Recent advances in 3D Gaussian Splatting (3DGS) have enabled Simultaneous Localization and Mapping (SLAM) systems to build photorealistic maps. However, these maps lack the open-vocabulary semantic understanding required for advanced robotic interaction. Integrating language features into SLAM remains a significant challenge, as storing high-dimensional features demands excessive memory and rendering overhead, while existing methods with static models lack adaptability for novel environments. To address these limitations, we propose LEGO-SLAM (Language-Embedded Gaussian Optimization SLAM), the first framework to achieve real-time, open-vocabulary mapping within a 3DGS-based SLAM system. At the core of our method is a scene-adaptive encoder-decoder that distills high-dimensional language embeddings into a compact 16-dimensional feature space. This design reduces the memory per Gaussian and accelerates rendering, enabling real-time performance. Unlike static approaches, our encoder adapts online to unseen scenes. These compact features also enable a language-guided pruning strategy that identifies semantic redundancy, reducing the map's Gaussian count by over 60\% while maintaining rendering quality. Furthermore, we introduce a language-based loop detection approach that reuses these mapping features, eliminating the need for a separate detection model.

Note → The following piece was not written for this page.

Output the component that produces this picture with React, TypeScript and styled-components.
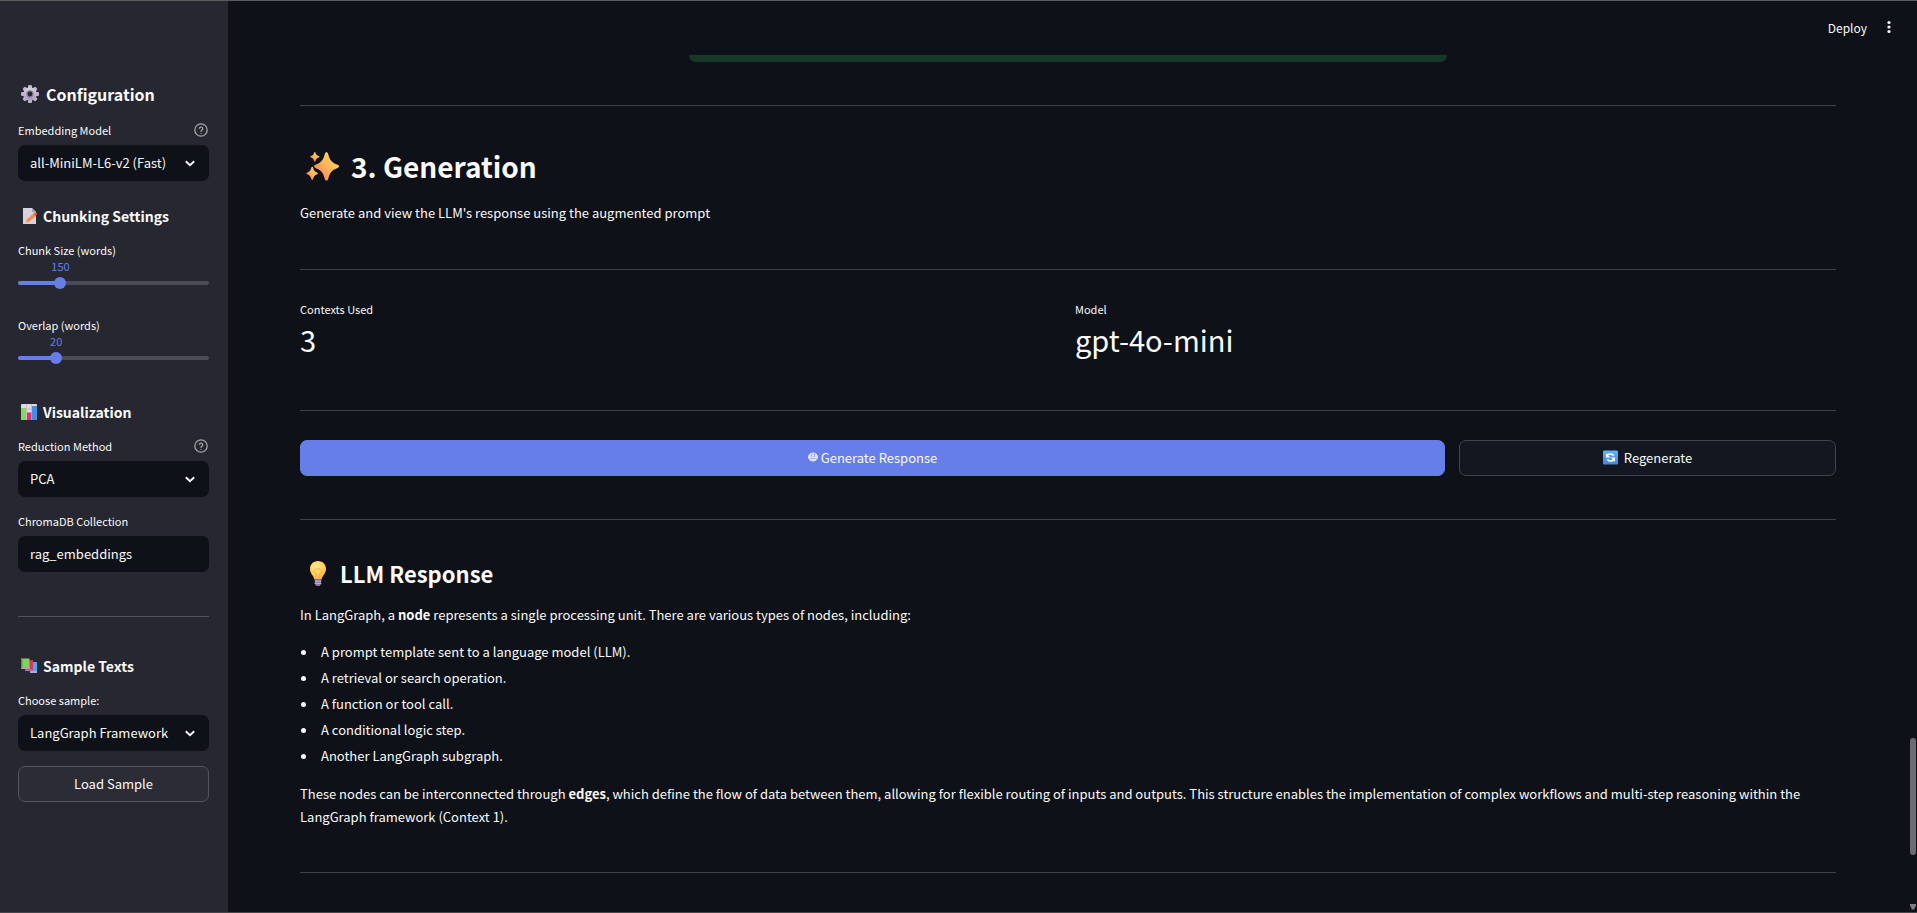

Extensive experiments demonstrate that LEGO-SLAM achieves competitive mapping quality and tracking accuracy, all while providing open-vocabulary capabilities at 15 FPS.

LEGO-SLAM: Language-Embedded Gaussian Optimization SLAM

TL;DR

LEGO-SLAM Tackles the lack of open-vocabulary semantic understanding in photorealistic 3D Gaussian Splatting SLAM by learning a scene-adaptive, compact language representation per Gaussian. A -D language feature is distilled via a scene-adaptive encoder, enabling real-time open-vocabulary mapping, language-guided pruning that reduces Gaussian count by over , and language-based loop closure that reuses mapping features. The system integrates Tracking with via G-ICP, Mapping with feature distillation losses, and efficient pruning/loop-closure mechanisms, achieving FPS while maintaining competitive mapping quality and tracking accuracy on Replica, TUM-RGBD, and ScanNet. This approach enables robust open-vocabulary semantic interaction in real-time SLAM, suitable for embodied robotic applications.

Abstract

Recent advances in 3D Gaussian Splatting (3DGS) have enabled Simultaneous Localization and Mapping (SLAM) systems to build photorealistic maps. However, these maps lack the open-vocabulary semantic understanding required for advanced robotic interaction. Integrating language features into SLAM remains a significant challenge, as storing high-dimensional features demands excessive memory and rendering overhead, while existing methods with static models lack adaptability for novel environments. To address these limitations, we propose LEGO-SLAM (Language-Embedded Gaussian Optimization SLAM), the first framework to achieve real-time, open-vocabulary mapping within a 3DGS-based SLAM system. At the core of our method is a scene-adaptive encoder-decoder that distills high-dimensional language embeddings into a compact 16-dimensional feature space. This design reduces the memory per Gaussian and accelerates rendering, enabling real-time performance. Unlike static approaches, our encoder adapts online to unseen scenes. These compact features also enable a language-guided pruning strategy that identifies semantic redundancy, reducing the map's Gaussian count by over 60\% while maintaining rendering quality. Furthermore, we introduce a language-based loop detection approach that reuses these mapping features, eliminating the need for a separate detection model. Extensive experiments demonstrate that LEGO-SLAM achieves competitive mapping quality and tracking accuracy, all while providing open-vocabulary capabilities at 15 FPS.

Paper Structure

This paper contains 12 sections, 4 equations, 5 figures, 9 tables.

Figures (5)

  • Figure 1: LEGO-SLAM: real-time, open-vocabulary 3DGS-SLAM. (Left) A large-scale real-world scene reconstructed by our system, with colored boxes highlighting specific regions. (Middle) Relevancy maps showing the 3D localization for corresponding text queries. (Right) Graphs on the ScanNet dataset show LEGO-SLAM operates at 15 FPS while maintaining competitive performance.
  • Figure 2: System Overview. LEGO-SLAM architecture, where the Tracking module estimates pose and the Mapping module optimizes the 3D Gaussian Map via language distillation. This map is refined by Language Pruning and Loop Detection, enabling 3D Object Localization.
  • Figure 3: Qualitative Mapping Comparison. We compare the rendered maps of LEGO-SLAM against baselines on the TUM-RGBD, and ScanNet datasets. All maps shown are captured directly from the online SLAM process without any post-run optimization.
  • Figure 4: Scene-Adaptive Encoder Adaptation. Our Adaptive, online-tuned encoder generates accurate relevancy maps for 3D object queries, while the Frozen baseline fails.
  • Figure 5: Pruning Performance Comparison. As the pruning ratio increases, our language-guided method shows significantly less degradation in rendering quality compared to the geometric approach on the Replica Room0 scene.